I'm asking questions to learn something from the discussion. Currently, my opinion is that regulations are necessary, but perhaps they aren't, and I would like to hear why.

> Think of it as an algorithmic problem - local optimization seldom leads to a global optimum. Hence, sometimes global tweaks can benefit an entire system.

To me, this sounds as if the power of the government needs to be huge and centralized? Because obviously local agents cannot come up with globally optimal solution (if the problem is not structured in a way they can).

For example, the huge use of insecticides and pesticides enables the industry of cheap meat and dairy. Regularizing insecticides and pesticides will most definitely increase the costs for the producers and the price of the product will increase. On the other hand, there are enormous subsidies in farming and will these subsidies now increase to keep the prices low?

These regulations, at least that's how it looks to me, are directly impacting the tax payer, not the industry players.

EDIT: I'm out of discussion. Getting to many downvotes for no particular reason.



> I'm asking questions to learn something from the discussion. Currently, my opinion is that regulations are necessary, but perhaps they aren't, and I would like to hear why.

Trying to recall what they taught us in business school. Regulations of the kind I think you mean (i.e. ban pollution) are one way to combat externalities, but there are others, in theory.

Econ. researchers stipulate property rights as one way:

If I own the river, and the right to fish in the future, my incentives will shift toward not polluting today.

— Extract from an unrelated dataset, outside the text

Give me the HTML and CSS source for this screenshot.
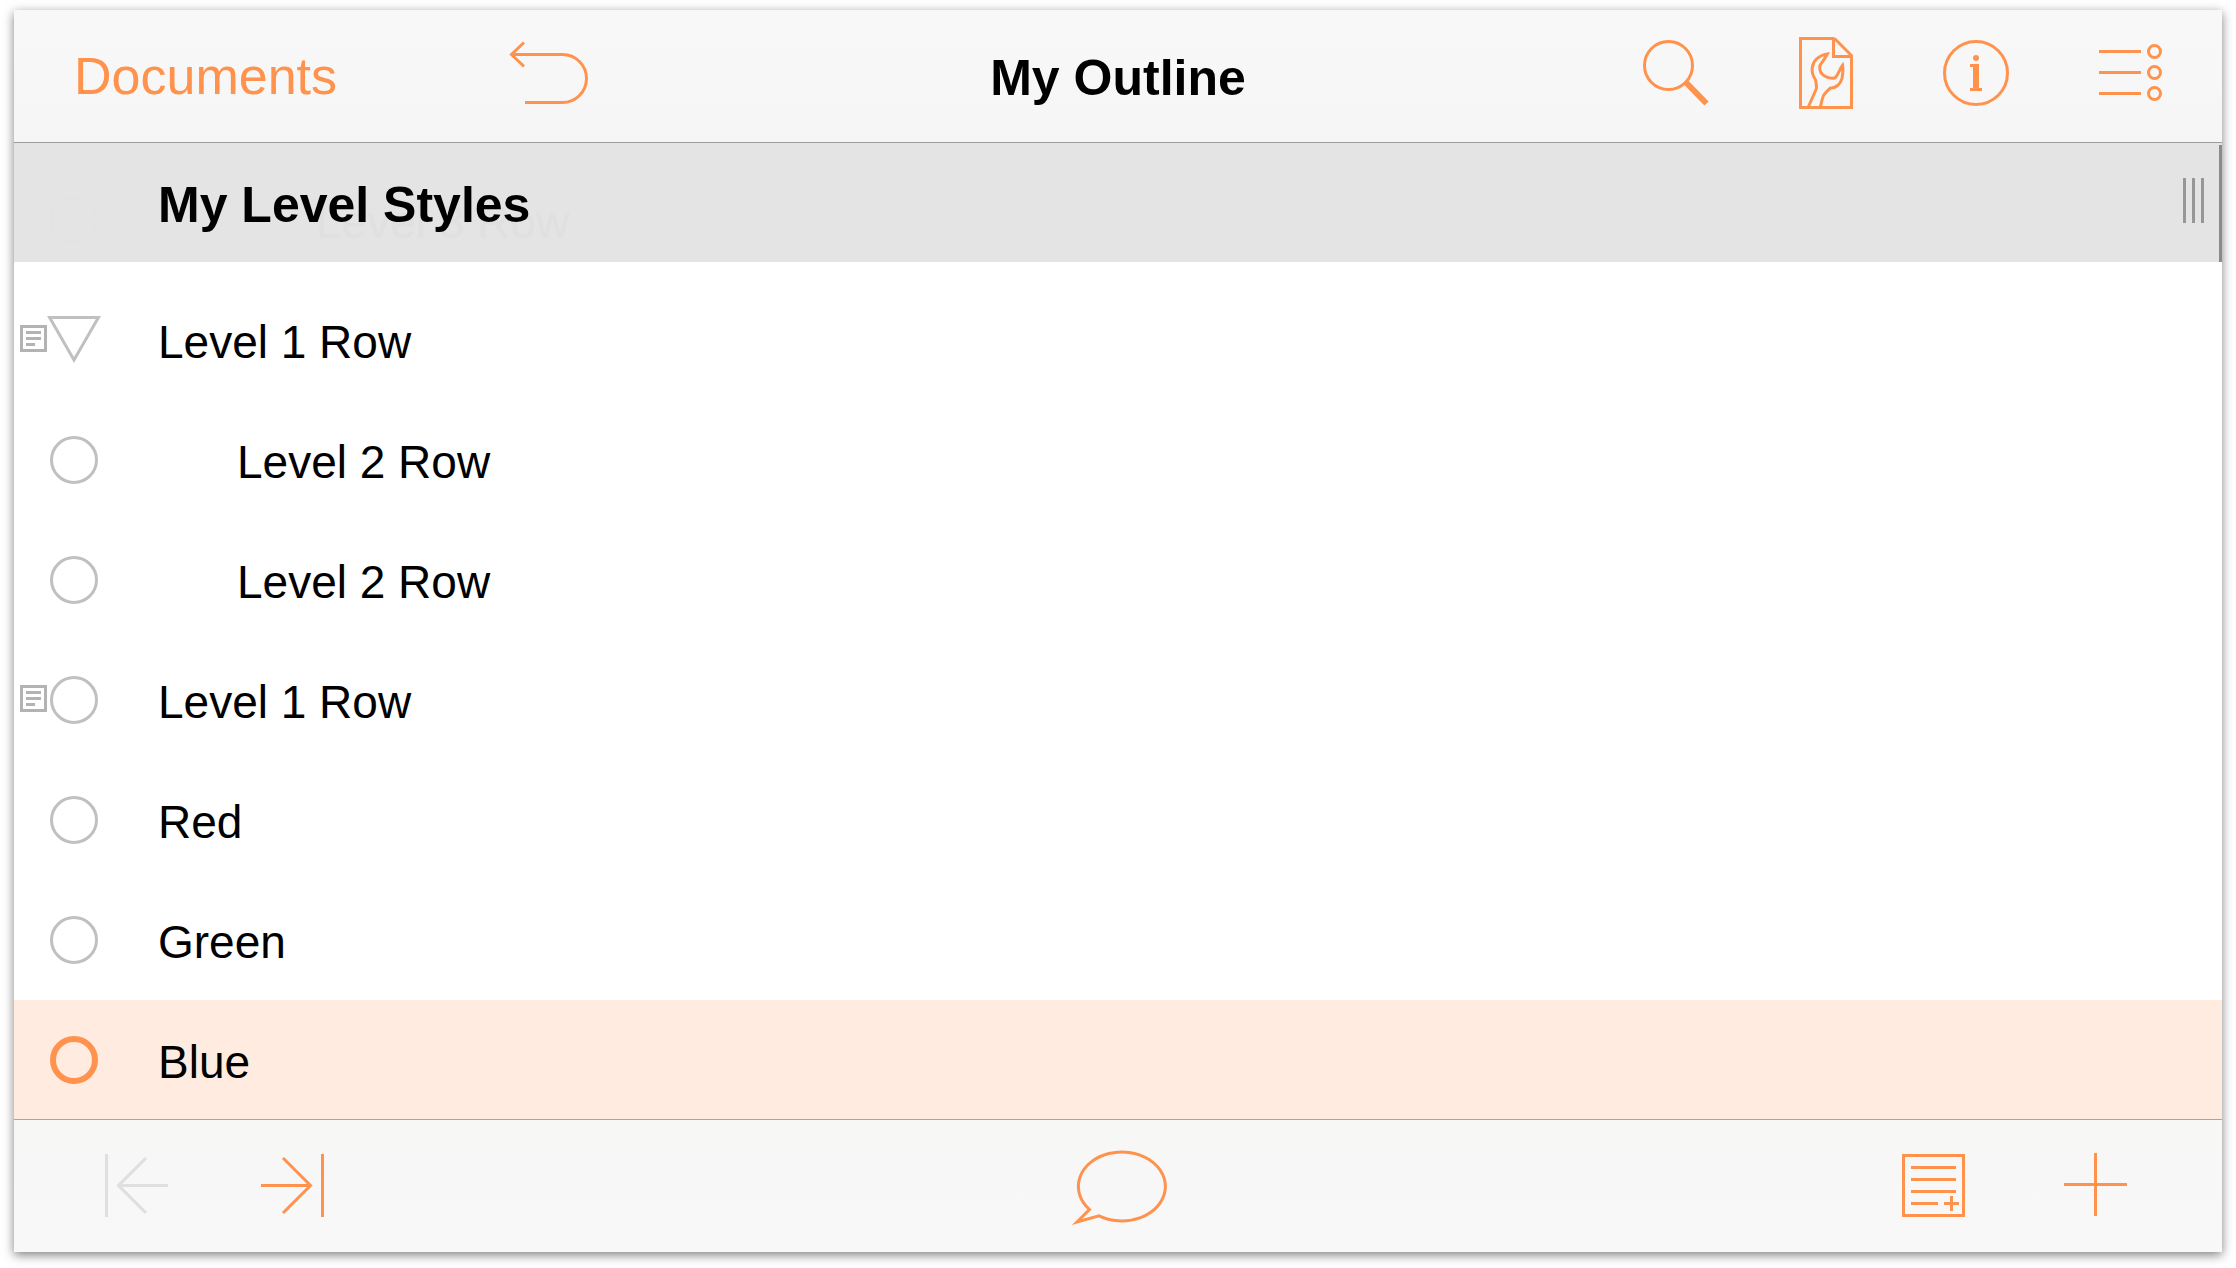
FILE: index.html
```html
<!DOCTYPE html>
<html lang="en">

<head>
    <meta charset="UTF-8">
    <meta name="viewport" content="width=device-width, initial-scale=1.0">
    <title>My Outline</title>
    <link rel="stylesheet" href="styles.css">
</head>

<body>

    <div class="window">
        <!-- Top bar -->
        <header class="topbar">
            <div class="topbar-left">
                <a class="back-link" href="#">Documents</a>
                <button class="icon-btn" aria-label="Undo">
                    <svg width="84" height="72" viewBox="0 0 84 72">
                        <path d="M17 5.5L4.5 17.5L17 29.5M4.5 17.5H55.5a24 24 0 0 1 0 48H18" />
                    </svg>
                </button>
            </div>
            <h1 class="title">My Outline</h1>
            <div class="topbar-right">
                <button class="icon-btn" aria-label="Search">
                    <svg width="72" height="72" viewBox="0 0 72 72">
                        <circle cx="28.5" cy="28.5" r="24" />
                        <path class="thick" d="M45.5 45L66.5 66.5" />
                    </svg>
                </button>
                <button class="icon-btn" aria-label="Document settings">
                    <svg width="72" height="72" viewBox="0 0 72 72">
                        <path d="M44.5 1.5H10.5V70.5H61.5V18.5L44.5 1.5M43.5 1.5V19.5H61.5" />
                        <path d="M18.3 70L26 52.5Q26.8 50.5 26.3 48Q26.3 44.5 25.3 42.5C22.6 38.5 21.8 35.5 22.2 31C23 24 28.5 18.5 37.3 17C35 22 31.5 25.5 29.8 28.7C29.2 34 31.5 37.3 34.5 39C38 41 42 41.6 45.3 40.7C48.5 37 50 31.5 52.6 28.3C53.4 33 52.8 37 52 41.3C50 48.5 46 50.8 40 51.3C37.5 53.5 35 56 33.5 58.5C32 62 31.5 66 30.3 70" />
                    </svg>
                </button>
                <button class="icon-btn" aria-label="Info">
                    <svg width="72" height="72" viewBox="0 0 72 72">
                        <circle cx="36" cy="36" r="31.5" />
                        <circle class="solid" cx="36" cy="21" r="3" />
                        <path class="solid" d="M30 27h9v24h3v3H30v-3h3V30h-3z" />
                    </svg>
                </button>
                <button class="icon-btn" aria-label="Contents">
                    <svg width="72" height="72" viewBox="0 0 72 72">
                        <path d="M9 14.5H51M9 35.5H51M9 56.5H51" />
                        <circle cx="64.5" cy="14.5" r="6" />
                        <circle cx="64.5" cy="35.5" r="6" />
                        <circle cx="64.5" cy="56.5" r="6" />
                    </svg>
                </button>
            </div>
        </header>

        <!-- Column heading, with the scrolled row showing through -->
        <div class="section">
            <div class="ghost-row" aria-hidden="true">
                <svg class="handle" width="54" height="48" viewBox="0 0 54 48">
                    <circle cx="27" cy="24" r="22.5" />
                </svg>
                <span class="text level-3">Level 3 Row</span>
            </div>
            <h2 class="section-title">My Level Styles</h2>
            <button class="grip" aria-label="Resize column">
                <span class="grip-bar"></span>
                <span class="grip-bar"></span>
                <span class="grip-bar"></span>
            </button>
            <div class="scroll-edge"></div>
        </div>

        <!-- Outline rows -->
        <ul class="rows">
            <li class="row">
                <button class="note-btn" aria-label="Show note">
                    <svg width="27" height="27" viewBox="0 0 27 27">
                        <path d="M1.5 1.5H25.5V25.5H1.5ZM6 7.5H21M6 13.5H21M6 19.5H15" />
                    </svg>
                </button>
                <button class="handle" aria-label="Collapse">
                    <svg width="54" height="48" viewBox="0 0 54 48">
                        <path d="M2.6 1.5H51.4L27 44Z" />
                    </svg>
                </button>
                <span class="text">Level 1 Row</span>
            </li>
            <li class="row">
                <button class="handle" aria-label="Select row">
                    <svg width="54" height="48" viewBox="0 0 54 48">
                        <circle cx="27" cy="24" r="22.5" />
                    </svg>
                </button>
                <span class="text level-2">Level 2 Row</span>
            </li>
            <li class="row">
                <button class="handle" aria-label="Select row">
                    <svg width="54" height="48" viewBox="0 0 54 48">
                        <circle cx="27" cy="24" r="22.5" />
                    </svg>
                </button>
                <span class="text level-2">Level 2 Row</span>
            </li>
            <li class="row">
                <button class="note-btn" aria-label="Show note">
                    <svg width="27" height="27" viewBox="0 0 27 27">
                        <path d="M1.5 1.5H25.5V25.5H1.5ZM6 7.5H21M6 13.5H21M6 19.5H15" />
                    </svg>
                </button>
                <button class="handle" aria-label="Select row">
                    <svg width="54" height="48" viewBox="0 0 54 48">
                        <circle cx="27" cy="24" r="22.5" />
                    </svg>
                </button>
                <span class="text">Level 1 Row</span>
            </li>
            <li class="row">
                <button class="handle" aria-label="Select row">
                    <svg width="54" height="48" viewBox="0 0 54 48">
                        <circle cx="27" cy="24" r="22.5" />
                    </svg>
                </button>
                <span class="text">Red</span>
            </li>
            <li class="row">
                <button class="handle" aria-label="Select row">
                    <svg width="54" height="48" viewBox="0 0 54 48">
                        <circle cx="27" cy="24" r="22.5" />
                    </svg>
                </button>
                <span class="text">Green</span>
            </li>
            <li class="row selected">
                <button class="handle" aria-label="Select row">
                    <svg width="54" height="48" viewBox="0 0 54 48">
                        <circle cx="27" cy="24" r="21" />
                    </svg>
                </button>
                <span class="text">Blue</span>
            </li>
        </ul>

        <!-- Bottom bar -->
        <footer class="bottombar">
            <div class="bottombar-left">
                <button class="icon-btn" aria-label="Outdent" disabled>
                    <svg width="63" height="63" viewBox="0 0 63 63">
                        <path d="M1.5 0V63M14 31.5H63M41 4L13.5 31.5L41 59" />
                    </svg>
                </button>
                <button class="icon-btn" aria-label="Indent">
                    <svg width="63" height="63" viewBox="0 0 63 63">
                        <path d="M61.5 0V63M0 31.5H49M22 4L49.5 31.5L22 59" />
                    </svg>
                </button>
            </div>
            <button class="icon-btn" aria-label="Comment">
                <svg width="102" height="81" viewBox="-4 -1 102 81">
                    <path d="M30 69.8A43.5 34.5 0 1 0 20.5 63.5L8 76Z" />
                </svg>
            </button>
            <div class="bottombar-right">
                <button class="icon-btn" aria-label="Add note">
                    <svg width="63" height="63" viewBox="0 0 63 63">
                        <path d="M1.5 1.5H61.5V61.5H1.5ZM9 13.5H54M9 25.5H54M9 37.5H54M9 49.5H36M42 49.5H57M49.5 42V57" />
                    </svg>
                </button>
                <button class="icon-btn" aria-label="Add row">
                    <svg width="63" height="63" viewBox="0 0 63 63">
                        <path d="M0 30.5H63M31.5 -1V62" />
                    </svg>
                </button>
            </div>
        </footer>
    </div>

</body>

</html>
```
FILE: styles.css
```css
* {
    box-sizing: border-box;
}

body {
    font-family: "Liberation Sans", Arial, sans-serif;
    background-color: #fff;
    color: #000;
    margin: 0;
    padding: 10px 14px 16px;
    min-height: 100vh;
    display: flex;
}

h1,
h2,
ul {
    margin: 0;
    padding: 0;
}

button {
    padding: 0;
    border: none;
    background: none;
    cursor: pointer;
}

svg {
    display: block;
    overflow: visible;
    fill: none;
    stroke: currentColor;
    stroke-width: 3;
}

.solid {
    fill: currentColor;
    stroke: none;
}

.thick {
    stroke-width: 6;
}

.window {
    flex: 1;
    display: flex;
    flex-direction: column;
    background-color: #fff;
    box-shadow: 0 3px 10px rgba(0, 0, 0, 0.5);
}

/* top bar */
.topbar {
    display: grid;
    grid-template-columns: 1fr auto 1fr;
    align-items: center;
    height: 133px;
    padding: 0 60px;
    background: linear-gradient(#f8f8f8, #f6f6f6);
    border-bottom: 1px solid #9b9b9b;
}

.topbar-left,
.topbar-right {
    display: flex;
    align-items: center;
}

.topbar-left {
    gap: 170px;
}

.topbar-right {
    justify-content: flex-end;
    gap: 78px;
}

.topbar .icon-btn {
    padding-bottom: 6px;
}

.back-link {
    font-size: 52px;
    color: #ff924d;
    text-decoration: none;
}

.title {
    font-size: 50px;
    padding-top: 4px;
}

.icon-btn {
    color: #ff924d;
}

.icon-btn:disabled {
    color: #dfdfdf;
    cursor: default;
}

/* section heading */
.section {
    position: relative;
    display: flex;
    align-items: center;
    justify-content: space-between;
    height: 119px;
    padding: 0 18px 0 144px;
    background-color: #e4e4e4;
}

.section-title {
    position: relative;
    font-size: 50px;
    padding-top: 4px;
}

.ghost-row {
    position: absolute;
    left: 33px;
    bottom: 0;
    display: flex;
    align-items: center;
    height: 84px;
    color: #e0e0e0;
}

.ghost-row .handle {
    color: #e3e3e3;
}

.grip {
    display: flex;
    gap: 6px;
    padding-bottom: 4px;
}

.grip-bar {
    width: 3px;
    height: 45px;
    background-color: #979797;
}

.scroll-edge {
    position: absolute;
    top: 2px;
    right: 0;
    bottom: 0;
    width: 3px;
    background-color: #8a8a8a;
}

/* rows */
.rows {
    flex: 1;
    padding-top: 18px;
    list-style: none;
}

.row {
    display: grid;
    grid-template-columns: 33px 54px 1fr;
    align-items: center;
    height: 120px;
}

.note-btn {
    grid-column: 1;
    padding: 0 0 3px 6px;
    color: #b3b3b3;
}

.handle {
    grid-column: 2;
    color: #c0c0c0;
}

.text {
    font-size: 46px;
    padding-top: 3px;
    padding-left: 57px;
}

.level-2 {
    padding-left: 136px;
}

.level-3 {
    padding-left: 215px;
}

.selected {
    background-color: #ffebe0;
}

.selected .handle {
    color: #ff924d;
}

.selected svg {
    stroke-width: 6;
}

/* bottom bar */
.bottombar {
    display: grid;
    grid-template-columns: 1fr auto 1fr;
    align-items: center;
    position: relative;
    height: 133px;
    margin-top: -1px;
    padding: 0 95px 0 91px;
    background: linear-gradient(#f8f7f5, #f7f7f7 30%, #f8f8f8);
    border-top: 1px solid #b1a19a;
}

.bottombar-left,
.bottombar-right {
    display: flex;
}

.bottombar-left {
    gap: 93px;
}

.bottombar-right {
    justify-content: flex-end;
    gap: 99px;
}

.bottombar .icon-btn {
    padding-bottom: 1px;
}
```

If the river is public and I have no guarantee of future yields, then the game theoretically smart thing to do is pollute as much as I can get away with.

As always, the devil is in the implementation details.

Pre-emtping useless word thinking: I am aware that "property rights" can fall under regulation, depending on definitions. If that bothers you, feel free to s/regulation/bans in the paragraphs preceding this.


> Regularizing insecticides and pesticides will most definitely increase the costs

It will decrease costs but also decrease yield.

If only one farm does this, they lose money.

If it's imposed across an economy and imports of non-compliant produce are taxed, then the reduced yield drives up prices. This is effectively the EU approach.